In the Rockwell test, a completely different principle is applied. The test consists of two stages: first, a preliminary load (minor load) is applied to the material, then the main load is applied. The depth of the remaining indentation is measured, and the hardness value can be read directly. Rockwell testing machines provide the result automatically; no calculation is needed.

Applied Force and Indentation Measurement Method
The force applied in the Brinell test is high, typically ranging between 500 and 3000 kilogram-force (kgf). This high force produces larger indentations. Therefore, the Brinell test is ideal for large metal parts where surface quality is not very critical.

In the Rockwell test, lower forces are used, and instead of measuring the diameter, the depth of the indentation is measured. Hence, the indentation on the surface is usually smaller. This is why Rockwell testing is preferred for finished products or delicate parts.

Indentation Depth and Surface Effect
Indentations produced by the Brinell test are relatively large, causing permanent deformation on the surface. This may not be preferred for products where appearance is important.
In the Rockwell test, indentations are smaller, generally at the micron level, thus not damaging coating thickness. It is a less invasive method in this regard.

Comparison According to Usage Areas
•    The Brinell method is suitable for bulky and dense materials such as cast irons, steel blocks, and large metal parts.
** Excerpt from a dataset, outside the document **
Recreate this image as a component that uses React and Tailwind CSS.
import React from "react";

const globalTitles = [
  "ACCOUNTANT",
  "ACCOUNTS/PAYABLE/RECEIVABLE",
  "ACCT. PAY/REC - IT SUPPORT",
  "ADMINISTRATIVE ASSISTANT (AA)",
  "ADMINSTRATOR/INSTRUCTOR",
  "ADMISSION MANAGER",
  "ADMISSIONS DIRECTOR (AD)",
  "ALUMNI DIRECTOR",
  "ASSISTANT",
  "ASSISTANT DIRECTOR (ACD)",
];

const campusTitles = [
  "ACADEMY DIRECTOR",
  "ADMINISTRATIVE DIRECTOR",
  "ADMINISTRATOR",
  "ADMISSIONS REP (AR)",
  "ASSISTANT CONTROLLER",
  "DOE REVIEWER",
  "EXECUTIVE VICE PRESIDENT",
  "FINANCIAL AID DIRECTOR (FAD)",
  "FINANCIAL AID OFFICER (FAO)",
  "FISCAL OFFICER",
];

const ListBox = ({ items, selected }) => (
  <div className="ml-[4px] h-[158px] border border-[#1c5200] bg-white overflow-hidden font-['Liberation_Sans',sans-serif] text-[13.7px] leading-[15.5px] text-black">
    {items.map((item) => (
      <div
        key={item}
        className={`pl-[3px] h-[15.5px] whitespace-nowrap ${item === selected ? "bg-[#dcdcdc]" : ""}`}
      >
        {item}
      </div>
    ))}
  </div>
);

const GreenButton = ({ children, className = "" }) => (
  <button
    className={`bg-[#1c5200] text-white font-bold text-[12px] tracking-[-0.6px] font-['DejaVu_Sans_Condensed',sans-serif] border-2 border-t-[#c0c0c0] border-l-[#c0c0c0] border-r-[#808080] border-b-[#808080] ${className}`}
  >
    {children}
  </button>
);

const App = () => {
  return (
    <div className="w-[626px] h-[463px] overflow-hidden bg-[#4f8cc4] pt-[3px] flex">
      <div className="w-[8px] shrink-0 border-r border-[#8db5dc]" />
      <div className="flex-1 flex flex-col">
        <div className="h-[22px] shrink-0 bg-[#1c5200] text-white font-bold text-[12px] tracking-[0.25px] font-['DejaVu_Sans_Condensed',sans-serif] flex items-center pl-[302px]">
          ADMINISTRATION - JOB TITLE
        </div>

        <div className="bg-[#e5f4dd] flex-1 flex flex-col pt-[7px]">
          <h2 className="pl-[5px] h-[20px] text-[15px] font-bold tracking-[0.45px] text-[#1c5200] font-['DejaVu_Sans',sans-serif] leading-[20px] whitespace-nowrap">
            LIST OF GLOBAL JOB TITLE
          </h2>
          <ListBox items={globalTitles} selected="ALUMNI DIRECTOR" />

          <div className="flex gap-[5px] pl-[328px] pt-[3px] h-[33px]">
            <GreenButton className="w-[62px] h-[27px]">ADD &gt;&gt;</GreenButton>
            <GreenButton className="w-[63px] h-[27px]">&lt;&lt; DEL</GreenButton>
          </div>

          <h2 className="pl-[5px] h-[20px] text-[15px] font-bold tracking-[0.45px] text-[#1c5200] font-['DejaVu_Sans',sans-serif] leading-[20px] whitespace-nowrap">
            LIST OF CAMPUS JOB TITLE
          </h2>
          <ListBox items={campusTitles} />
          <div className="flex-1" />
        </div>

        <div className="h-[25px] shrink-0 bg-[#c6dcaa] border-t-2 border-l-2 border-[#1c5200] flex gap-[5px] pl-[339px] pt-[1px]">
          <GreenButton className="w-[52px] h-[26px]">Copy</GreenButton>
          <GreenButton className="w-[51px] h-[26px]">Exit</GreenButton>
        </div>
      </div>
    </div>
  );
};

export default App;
It is ideal for quality control of semi-finished parts, especially in early production stages.
•    The Rockwell method excels in precise parts, thin materials, heat-treated surfaces, and final product inspections.

It is important to remember:

Both methods provide reliable results when used correctly. The key is selecting the method that best suits the material type, surface characteristics, and testing purpose.
In summary, Brinell offers average hardness measurement over a larger surface area, while Rockwell provides fast, directly readable results with smaller indentations. They are not alternatives to each other but two powerful methods serving different needs.

How is the Brinell Hardness Test Performed?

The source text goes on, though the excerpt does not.